begin RECORDED INFORMATION

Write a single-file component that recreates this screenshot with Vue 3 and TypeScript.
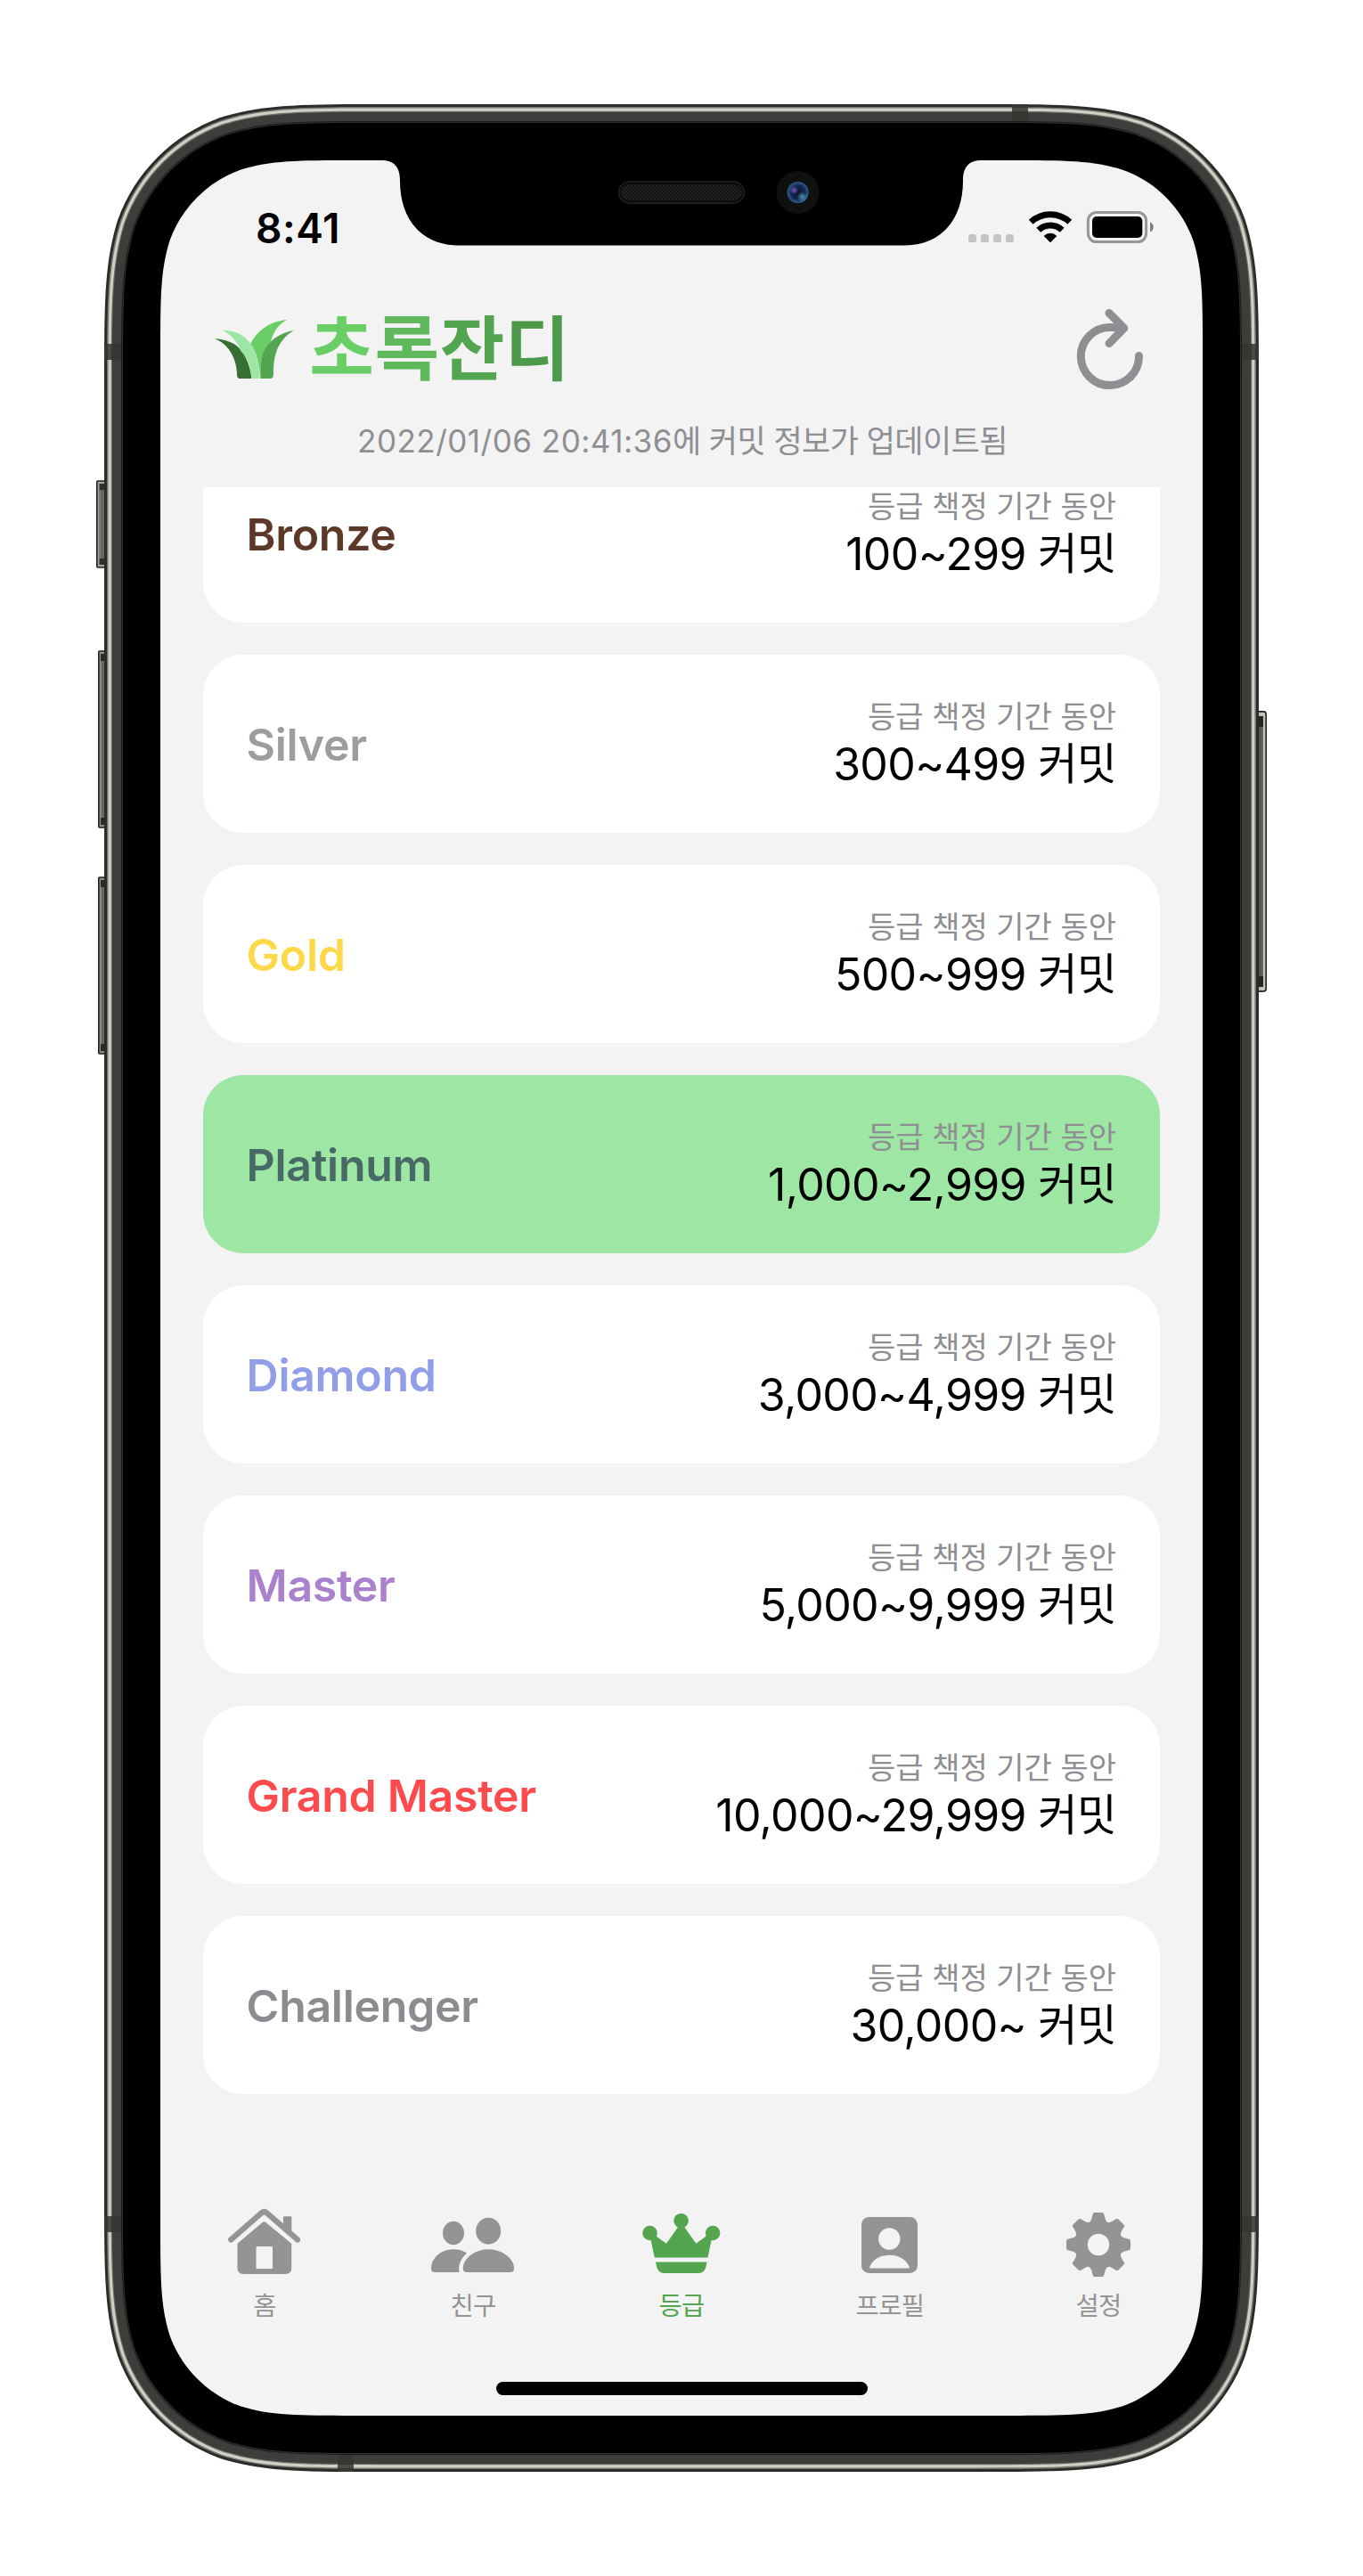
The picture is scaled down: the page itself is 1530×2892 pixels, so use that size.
<script setup lang="ts">
interface Tier {
  name: string
  range: string
  color: string
  current?: boolean
}

interface FrameLayer {
  inset: number
  fill: string
}

const tiers: Tier[] = [
  { name: 'Bronze', range: '100~299', color: '#5c3829' },
  { name: 'Silver', range: '300~499', color: '#9d9d9f' },
  { name: 'Gold', range: '500~999', color: '#fdd949' },
  { name: 'Platinum', range: '1,000~2,999', color: '#476a66', current: true },
  { name: 'Diamond', range: '3,000~4,999', color: '#929ee8' },
  { name: 'Master', range: '5,000~9,999', color: '#a981cd' },
  { name: 'Grand Master', range: '10,000~29,999', color: '#fc4a4d' },
  { name: 'Challenger', range: '30,000~', color: '#8b8b90' },
]

const layers: FrameLayer[] = [
  { inset: 0, fill: '#2b2c29' },
  { inset: 3, fill: '#75766f' },
  { inset: 4.6, fill: '#cfcfc5' },
  { inset: 7.8, fill: '#6c6c66' },
  { inset: 9, fill: '#3d3d3b' },
  { inset: 19, fill: '#1c1c1b' },
  { inset: 20, fill: '#30302f' },
  { inset: 21, fill: '#000' },
]

/* Rounded rectangle with continuous-curvature corners. */
function squircle(x: number, y: number, w: number, h: number, r: number): string {
  const a = 1.528665 * r
  const b = 1.08849296 * r
  const c = 0.86840694 * r
  const d = 0.63149379 * r
  const e = 0.07491139 * r
  const f = 0.37282383 * r
  const g = 0.16905956 * r
  const R = x + w
  const B = y + h
  return [
    `M${x + a} ${y}H${R - a}`,
    `C${R - b} ${y} ${R - c} ${y} ${R - d} ${y + e}`,
    `C${R - f} ${y + g} ${R - g} ${y + f} ${R - e} ${y + d}`,
    `C${R} ${y + c} ${R} ${y + b} ${R} ${y + a}V${B - a}`,
    `C${R} ${B - b} ${R} ${B - c} ${R - e} ${B - d}`,
    `C${R - g} ${B - f} ${R - f} ${B - g} ${R - d} ${B - e}`,
    `C${R - c} ${B} ${R - b} ${B} ${R - a} ${B}H${x + a}`,
    `C${x + b} ${B} ${x + c} ${B} ${x + d} ${B - e}`,
    `C${x + f} ${B - g} ${x + g} ${B - f} ${x + e} ${B - d}`,
    `C${x} ${B - c} ${x} ${B - b} ${x} ${B - a}V${y + a}`,
    `C${x} ${y + b} ${x} ${y + c} ${x + e} ${y + d}`,
    `C${x + g} ${y + f} ${x + f} ${y + g} ${x + d} ${y + e}`,
    `C${x + c} ${y} ${x + b} ${y} ${x + a} ${y}Z`,
  ].join('')
}

const frame = layers.map((l) => ({
  fill: l.fill,
  d: squircle(117 + l.inset, 117 + l.inset, 1296 - 2 * l.inset, 2658 - 2 * l.inset, 205 - l.inset),
}))
const screenPath = squircle(180, 180, 1170, 2532, 142)

const teeth = Array.from({ length: 8 }, (_, i) => i * 45)
</script>

<template>
  <main class="stage">
    <svg class="device" viewBox="0 0 1530 2892" width="1530" height="2892">
      <defs>
        <linearGradient id="key" x1="0" x2="1" y1="0" y2="0">
          <stop offset="0" stop-color="#8a8b84" />
          <stop offset="0.35" stop-color="#5d5e5a" />
          <stop offset="1" stop-color="#7c7e77" />
        </linearGradient>
        <linearGradient id="power" x1="0" x2="1" y1="0" y2="0">
          <stop offset="0" stop-color="#3a3b39" />
          <stop offset="1" stop-color="#6a6b67" />
        </linearGradient>
        <radialGradient id="lens">
          <stop offset="0" stop-color="#0c1230" />
          <stop offset="0.6" stop-color="#10224a" />
          <stop offset="1" stop-color="#2f5f8f" />
        </radialGradient>
        <radialGradient id="violet">
          <stop offset="0" stop-color="#7a55b8" />
          <stop offset="1" stop-color="#7a55b8" stop-opacity="0" />
        </radialGradient>
        <radialGradient id="cyan">
          <stop offset="0" stop-color="#4a93ad" />
          <stop offset="1" stop-color="#4a93ad" stop-opacity="0" />
        </radialGradient>
        <pattern id="mesh" width="4" height="4" patternUnits="userSpaceOnUse">
          <rect width="4" height="4" fill="#121212" />
          <rect width="2" height="2" fill="#222" />
          <rect x="2" y="2" width="2" height="2" fill="#222" />
        </pattern>
      </defs>

      <g stroke="#1f201e" stroke-width="1.6">
        <rect x="108.8" y="540" width="14" height="97" rx="1" fill="#a3a49c" />
        <rect x="110.8" y="731" width="12" height="198" rx="1" fill="#8d8f88" />
        <rect x="110.8" y="985" width="12" height="198" rx="1" fill="#8d8f88" />
        <rect x="1406" y="798.9" width="15.2" height="314" rx="3" fill="#c3c3b9" />
      </g>
      <rect x="111.5" y="543" width="8" height="91" fill="#2f302d" />
      <rect x="111.5" y="550" width="8" height="77" fill="url(#key)" />
      <rect x="113" y="734" width="6" height="192" fill="#2a2b29" />
      <rect x="113" y="742" width="6" height="176" fill="url(#key)" />
      <rect x="113" y="988" width="6" height="192" fill="#2a2b29" />
      <rect x="113" y="996" width="6" height="176" fill="url(#key)" />
      <rect x="1410" y="804" width="8" height="304" fill="#262725" />
      <rect x="1410" y="816" width="8" height="280" fill="url(#power)" />

      <path v-for="(l, i) in frame" :key="i" :d="l.d" :fill="l.fill" />

      <g fill="#363733">
        <rect x="1136" y="117" width="18" height="19" />
        <rect x="379" y="2756" width="18" height="19" />
        <rect x="117" y="386" width="19" height="18" />
        <rect x="1394" y="386" width="19" height="18" />
        <rect x="117" y="2488" width="19" height="18" />
        <rect x="1394" y="2488" width="19" height="18" />
      </g>
      <g fill="#4a4b47">
        <rect x="1136" y="121" width="18" height="4" />
        <rect x="379" y="2767" width="18" height="4" />
        <rect x="121" y="386" width="4" height="18" />
        <rect x="1405" y="386" width="4" height="18" />
        <rect x="121" y="2488" width="4" height="18" />
        <rect x="1405" y="2488" width="4" height="18" />
      </g>

      <path :d="screenPath" fill="#f3f3f3" />
      <path
        d="M428 178V180C443 180 449 188 449 203C449 247 474 275.5 515 275.5H1015C1056 275.5 1081 247 1081 203C1081 188 1087 180 1102 180V178Z"
        fill="#000"
      />
      <rect x="694.6" y="203.6" width="140.8" height="24.6" rx="12.3" fill="#0c0c0c" stroke="#232323" stroke-width="1.4" />
      <rect x="697" y="207" width="136" height="18" rx="9" fill="url(#mesh)" />
      <circle cx="895.7" cy="216" r="24" fill="#101010" />
      <circle cx="895.7" cy="216" r="12" fill="url(#lens)" />
      <circle cx="891.5" cy="213.5" r="5" fill="url(#violet)" />
      <circle cx="900.5" cy="221" r="6" fill="url(#cyan)" />
    </svg>

    <section class="screen">
      <div class="status">
        <span class="clock">8:41</span>
        <svg viewBox="1080 230 220 50" width="220" height="50">
          <g fill="#c4c4c4">
            <rect v-for="n in 4" :key="n" :x="1073 + n * 14" y="263" width="9" height="9" rx="2.6" />
          </g>
          <g fill="none" stroke="#000" stroke-width="7">
            <path d="M1157.2 249.3A32 32 0 0 1 1200.8 249.3" />
            <path d="M1165.8 258.2A19.4 19.4 0 0 1 1192.2 258.2" />
          </g>
          <path d="M1179 272L1172 265A9.9 9.9 0 0 1 1186 265Z" stroke="#000" stroke-width="0.6" />
          <rect x="1221.4" y="238.4" width="65.2" height="33.2" rx="9.5" fill="#f3f3f3" stroke="#969696" stroke-width="3" />
          <rect x="1226" y="243" width="56.3" height="24" rx="5" />
          <path d="M1291 249.5C1296 251.5 1296 258.5 1291 260.5Z" fill="#7d7d7d" />
        </svg>
      </div>

      <header class="header">
        <svg class="leaf" viewBox="420 770 280 210" width="93.3" height="70">
          <path d="M544 858C556 828 598 780 667 776C640 790 620 815 612 850L592 974H576C575 930 562 880 544 858Z" fill="#6ace66" />
          <path d="M690 811C640 820 602 850 588 885C578 908 579 940 579 974H611C617 974 621 968 621 958C621 905 628 850 690 811Z" fill="#54a550" />
          <path d="M423 840C468 843 500 856 520 890C535 915 545 945 547 974H508C502 974 498 970 498 958C497 915 476 860 423 840Z" fill="#386e33" />
          <path d="M450 811C500 812 530 832 547 862C566 895 573 935 574 974H547C545 930 535 905 510 880C503 856 484 830 450 811Z" fill="#9de6a3" />
        </svg>
        <h1 class="brand"><span>초</span><span>록</span><span>잔</span><span>디</span></h1>
        <svg class="refresh" viewBox="1200 340 90 104" width="90" height="104" fill="none" stroke="#8e8e93" stroke-width="9" stroke-linecap="round" stroke-linejoin="round">
          <path d="M1278.5 399.5A32.6 32.6 0 1 1 1246 367.4Q1254 367.4 1259 368.4" />
          <path d="M1245 351.5L1261.8 368.4L1245 385.6" />
        </svg>
      </header>

      <p class="updated"><span class="stamp">2022/01/06 20:41:36</span><span class="ko">에 커밋 정보가 업데이트됨</span></p>

      <div class="viewport">
        <article v-for="t in tiers" :key="t.name" class="card" :class="{ current: t.current }">
          <h2 class="tier" :style="{ color: t.color }">{{ t.name }}</h2>
          <div class="rule">
            <span class="caption">등급 책정 기간 동안</span>
            <span class="commits"><span class="num">{{ t.range }}</span><span class="unit">커밋</span></span>
          </div>
        </article>
      </div>

      <nav class="tabs">
        <a class="tab">
          <svg viewBox="249 2474 96 84" width="96" height="84" fill="#949494">
            <path d="M318.5 2488.3H326Q327.3 2488.3 327.3 2489.6V2508L318 2500V2489.6Q318 2488.3 319.5 2488.3Z" />
            <path d="M259.3 2514.4L293.8 2484.2Q296.5 2482 299.2 2484.2L333.9 2514.4" fill="none" stroke="#949494" stroke-width="6.4" stroke-linecap="round" />
            <path fill-rule="evenodd" d="M295 2494.8Q296.5 2493.6 298 2494.8L327.2 2518.8V2546.5Q327.2 2553 320.7 2553H273Q266.5 2553 266.5 2546.5V2518.8ZM289 2522Q287.5 2522 287.5 2523.5V2547H306V2523.5Q306 2522 304.5 2522Z" />
          </svg>
          <span>홈</span>
        </a>
        <a class="tab">
          <svg viewBox="483 2474 96 84" width="96" height="84" fill="#949494">
            <ellipse cx="509" cy="2507" rx="12" ry="13.2" />
            <ellipse cx="548.2" cy="2504.7" rx="14" ry="15" />
            <path d="M509 2525.2C515 2525.2 520 2526.5 524 2529.6C517 2536 514 2543 515.6 2551H488.5Q484 2551 484 2546.5C484 2535 495 2525.2 509 2525.2Z" />
            <path d="M548.3 2525.2C565 2525.2 577 2536.5 577 2546.5Q577 2551 572.5 2551H524.2Q519.7 2551 519.7 2546.5C519.7 2536.5 531.5 2525.2 548.3 2525.2Z" />
          </svg>
          <span>친구</span>
        </a>
        <a class="tab active">
          <svg viewBox="717 2474 96 84" width="96" height="84" fill="#54a550">
            <circle cx="764.6" cy="2493.2" r="8.3" />
            <circle cx="729.5" cy="2507" r="8.3" />
            <circle cx="800.1" cy="2507" r="8.3" />
            <path d="M762 2499H767.4L781.4 2518.8L793.6 2509.8L799.2 2512.5L794.5 2534.4H734.8L730 2512.5L735.4 2509.8L748 2518.8Z" />
            <path d="M736 2539.6H793.6L792.4 2545Q790.6 2552 784.4 2552H745.2Q739 2552 737.2 2545Z" />
          </svg>
          <span>등급</span>
        </a>
        <a class="tab">
          <svg viewBox="951 2474 96 84" width="96" height="84" fill="#949494">
            <rect x="967" y="2489" width="63" height="63" rx="8.5" />
            <circle cx="998.3" cy="2513.5" r="12.2" fill="#f3f3f3" />
            <path d="M976 2546.5C978 2538 987 2531.8 998.4 2531.8S1019 2538 1021 2546.5Z" fill="#f3f3f3" />
          </svg>
          <span>프로필</span>
        </a>
        <a class="tab">
          <svg viewBox="-48 -46 96 84" width="96" height="84" fill="#949494">
            <circle r="19.5" fill="none" stroke="#949494" stroke-width="14.6" />
            <path
              v-for="a in teeth"
              :key="a"
              d="M-11.5 -24Q-8.5 -26 -7.6 -29L-6.3 -34.3Q-5.8 -36 -4 -36H4Q5.8 -36 6.3 -34.3L7.6 -29Q8.5 -26 11.5 -24L6 -18H-6Z"
              :transform="`rotate(${a})`"
            />
          </svg>
          <span>설정</span>
        </a>
      </nav>
      <div class="home-indicator"></div>
    </section>
  </main>
</template>

<style>
body {
  margin: 0;
  background: #fff;
}
</style>

<style scoped>
.stage {
  display: grid;
  width: 1530px;
  height: 2892px;
  overflow: hidden;
  background: #fff;
  font-family: Inter, 'Noto Sans CJK KR', sans-serif;
}

.device,
.screen {
  grid-area: 1 / 1;
}

.device {
  display: block;
}

.screen {
  display: flex;
  flex-direction: column;
  box-sizing: border-box;
  width: 1170px;
  height: 2532px;
  margin: 180px;
}

.status {
  display: flex;
  justify-content: space-between;
  align-items: flex-start;
  box-sizing: border-box;
  flex: none;
  height: 150px;
  padding: 50px 50px 0 107px;
}

.clock {
  font-size: 46px;
  font-weight: 600;
  letter-spacing: 0.6px;
  line-height: 52px;
}

.header {
  display: flex;
  align-items: flex-start;
  box-sizing: border-box;
  flex: none;
  height: 130px;
  padding: 0 60px;
}

.leaf {
  margin-top: 26.5px;
}

.brand {
  margin: 0 auto 0 14px;
  font-size: 79px;
  font-weight: 700;
  letter-spacing: 0.5px;
  line-height: 124px;
}

.brand span:nth-child(1) {
  color: #6ace66;
}

.brand span:nth-child(2) {
  color: #5fb95c;
}

.brand span:nth-child(3) {
  color: #54a550;
}

.brand span:nth-child(4) {
  color: #4f994b;
}

.refresh {
  margin-top: 10px;
}

.updated {
  flex: none;
  height: 87px;
  margin: 0;
  padding-left: 2px;
  color: #8e8e93;
  font-size: 35px;
  line-height: 70px;
  text-align: center;
  white-space: pre;
}

.stamp {
  letter-spacing: 0.5px;
}

.ko {
  letter-spacing: -0.55px;
}

.viewport {
  display: flex;
  flex-direction: column;
  justify-content: flex-end;
  gap: 36px;
  box-sizing: border-box;
  flex: none;
  height: 1804px;
  padding: 0 48px;
  overflow: hidden;
}

.card {
  display: flex;
  justify-content: space-between;
  align-items: center;
  box-sizing: border-box;
  flex: none;
  height: 200px;
  padding: 0 49px 0 48.6px;
  border-radius: 45px;
  background: #fff;
}

.card.current {
  background: #9de6a3;
}

.tier {
  margin: 0;
  font-size: 50px;
  font-weight: 600;
  letter-spacing: -0.3px;
  line-height: 60px;
  padding-top: 2px;
}

.rule {
  display: flex;
  flex-direction: column;
  align-items: flex-end;
}

.caption {
  color: #8e8e93;
  font-size: 34px;
  line-height: 46px;
}

.commits {
  display: flex;
  gap: 13px;
  font-size: 50px;
  line-height: 60px;
}

.num {
  letter-spacing: -0.65px;
}

.unit {
  font-size: 48.5px;
  letter-spacing: -0.6px;
}

.tabs {
  display: flex;
  flex: none;
  margin-top: 123px;
}

.tab {
  display: flex;
  flex: 1;
  flex-direction: column;
  align-items: center;
  color: #949494;
  font-size: 28.5px;
  letter-spacing: -0.6px;
  line-height: 40px;
}

.tab svg {
  display: block;
  margin-bottom: 11px;
}

.tab.active {
  color: #54a550;
}

.home-indicator {
  width: 417px;
  height: 15px;
  margin: auto auto 23px;
  border-radius: 7.5px;
  background: #000;
}
</style>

end RECORDED INFORMATION

▸ TASK DESCRIPTION
Pull out the lines above in which the word "with" appears.

▸ WRITTEN RESPONSE
Write a single-file component that recreates this screenshot with Vue 3 and TypeScript.
/* Rounded rectangle with continuous-curvature corners. */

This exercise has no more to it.